First time caller! Reprex attempted below, let me know if improperly created.
My goal is to mutate a data frame "saint" using a long list of case_when patterns. I am able to manually create the "cases_site" list of patterns to be used in the case_when mutate to successfully create the "saint_mutated" dataframe, but I want to use a much longer dataframe in the form of "df_patterns" to populate the list of patterns from.
library("tidyverse")
#not used yet, want to populate cases_site list from this data
df_patterns <- tibble(
match_string = c(".*site1.com", ".*site2.com", ".*site3.com"),
site = c("villas", "brands", "club")
)
saint <- tibble(
Key = c("site1.com", "a.site1.com", "site2.com", "site2.com/b", "site3.com")
)
#manually built, works fine
cases_site <- list(
!! str_detect(saint$Key, ".*site1.com") ~ "villas",
!! str_detect(saint$Key, ".*site2.com") ~ "brands",
!! str_detect(saint$Key, ".*site3.com") ~ "club"
)
saint_mutated <- saint %>%
mutate(Site = case_when(!!! cases_site))
Thanks for the quick reply! Good solution, I have used patterns with str_detect before, but stringi is new to me.

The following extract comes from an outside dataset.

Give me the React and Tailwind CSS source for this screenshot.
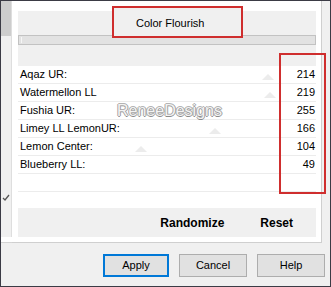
import React from "react";

const rows = [
  { label: "Aqaz UR:", value: "214", tri: 268 },
  { label: "Watermellon LL", value: "219", tri: 270 },
  { label: "Fushia UR:", value: "255", tri: null },
  { label: "Limey LL LemonUR:", value: "166", tri: 215 },
  { label: "Lemon Center:", value: "104", tri: 141 },
  { label: "Blueberry LL:", value: "49", tri: null },
  { label: "", value: "", tri: null },
];

function Tri({ cx }) {
  return (
    <svg
      className="absolute bottom-[3px]"
      style={{ left: cx - 18 - 6 }}
      width="12"
      height="6"
      viewBox="0 0 12 6"
    >
      <polygon points="0,6 6,0 12,6" fill="#ececec" />
    </svg>
  );
}

export default function App() {
  return (
    <div className="relative w-[331px] h-[287px] bg-[#f0f0f0] border border-[#3b3b45] flex flex-col overflow-hidden font-['Liberation_Sans',Arial,sans-serif] text-black">
      {/* top section */}
      <div className="flex h-[242px]">
        {/* left strip */}
        <div className="w-[10px] flex flex-col">
          <div className="h-[35px] bg-[#cdcdcd]" />
          <div className="h-[201px] bg-[#f0f0f0] relative">
            <svg className="absolute left-[1px] top-[158px]" width="8" height="7" viewBox="0 0 8 7">
              <path d="M1 4 L3 6 L7 1" stroke="#555" strokeWidth="1.3" fill="none" />
            </svg>
          </div>
          <div className="flex-1 bg-white border-b border-[#d4d4d4]" />
        </div>
        <div className="w-px flex flex-col">
          <div className="h-[236px] bg-[#dedede]" />
          <div className="flex-1 bg-white border-b border-[#d4d4d4]" />
        </div>
        {/* main */}
        <div className="w-[310px] bg-white border-r border-b border-[#cfcfcf] pl-[6px] pr-[5px] pt-[10px] flex flex-col">
          <div className="bg-[#f0f0f0] h-[24px]" />
          <div className="h-[10px] bg-[#e2e2e2] border border-[#c2c2c2] relative">
            <div className="absolute left-[2px] top-[1px] w-px h-[6px] bg-[#f6f6f6]" />
          </div>
          <div className="bg-[#f0f0f0] h-[21px]" />
          <div className="flex flex-col">
            {rows.map((r, i) => (
              <div
                key={i}
                className="relative h-[18px] border-b border-[#ececec] flex items-center justify-between pl-[2px] pr-[1px] text-[11px] leading-none"
              >
                {r.tri && <Tri cx={r.tri} />}
                <span className="relative">{r.label}</span>
                <span className="relative">{r.value}</span>
              </div>
            ))}
          </div>
          <div className="h-[16px]" />
          <div className="h-[29px] bg-[#f0f0f0] flex items-center justify-end pr-[23px] gap-[36px] text-[12px] font-bold">
            <span>Randomize</span>
            <span>Reset</span>
          </div>
          <div className="flex-1" />
        </div>
        <div className="flex-1 bg-[#f0f0f0]" />
      </div>
      {/* buttons */}
      <div className="flex-1 flex justify-end items-start pt-[11px] pr-[5px] gap-[10px] text-[11px]">
        <button className="w-[66px] h-[23px] bg-[#e1e1e1] border-2 border-[#0078d7] flex items-center justify-center">
          Apply
        </button>
        <button className="w-[68px] h-[23px] bg-[#e1e1e1] border border-[#adadad] flex items-center justify-center">
          Cancel
        </button>
        <button className="w-[68px] h-[23px] bg-[#e1e1e1] border border-[#adadad] flex items-center justify-center">
          Help
        </button>
      </div>

      {/* watermark */}
      <div className="absolute left-[116px] top-[101px] text-[16px] leading-[18px] text-[#f3f3f3] [text-shadow:1px_0_0_#a0a0a0,-1px_0_0_#a8a8a8,0_1px_0_#8a8a8a,0_-1px_0_#b4b4b4]">
        ReneeDesigns
      </div>

      {/* title highlight box */}
      <div className="absolute left-[111px] top-[5px] w-[131px] h-[32px] border-2 border-[#cf2e2e] bg-[#f0f0f0] flex items-center pl-[22px] pt-[2px] text-[11px]">
        Color Flourish
      </div>

      {/* numbers highlight box */}
      <div className="absolute left-[278px] top-[52px] w-[47px] h-[141px] border-2 border-[#cf2e2e]" />
    </div>
  );
}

Works great except in the case of row 4, where the "site2.com/b" pattern was replaced with "brands/b" likely due to my regex patterns. Ideally, my regex would work inclusive for any strings before or after the pattern, so the "site2.com/anything-long-here" Key would result in a Site replacement of just "brands". I edited the pattern to be ".*site2.com.*" to better match the whole string, and it seemed to work. Any feedback on that change?
I didn't notice this while posting, and now can't figure out a better solution. I deleted my earlier post because of this issue.
If modifying the patterns is alright with your use case, then it should be OK. Instead of adding .* both before and after each pattern, you can use paste0 inside the function call as follows:
library(dplyr)
#>
#> Attaching package: 'dplyr'
#> The following objects are masked from 'package:stats':
#>
#> filter, lag
#> The following objects are masked from 'package:base':
#>
#> intersect, setdiff, setequal, union
library(stringi)
df_patterns <- tibble(match_string = c(".*site1.com", ".*site2.com", ".*site3.com"),
site = c("villas", "brands", "club"))
saint <- tibble(Key = c("site1.com", "a.site1.com", "site2.com", "site2.com/b", "site3.com"))
saint %>%
mutate(Site = stri_replace_all_regex(str = Key,
pattern = paste0(".*", df_patterns$match_string, ".*"),
replacement = df_patterns$site,
vectorize_all = FALSE))
#> # A tibble: 5 x 2
#> Key Site
#> <chr> <chr>
#> 1 site1.com villas
#> 2 a.site1.com villas
#> 3 site2.com brands
#> 4 site2.com/b brands
#> 5 site3.com club
Thanks again Anirban. Modifying the patterns worked out.
One issue I still have is related to the difference between the case_when and pattern/regex option is for non-matches. Case_when you can specify what your non-match result will be (NA in my preferred case), but stri_replace_all always re-uses the current value if no match is found in the patterns, which is problematic with a mutate.
Anyone have suggestions on how to read in the df_patterns data frame into the cases_site list?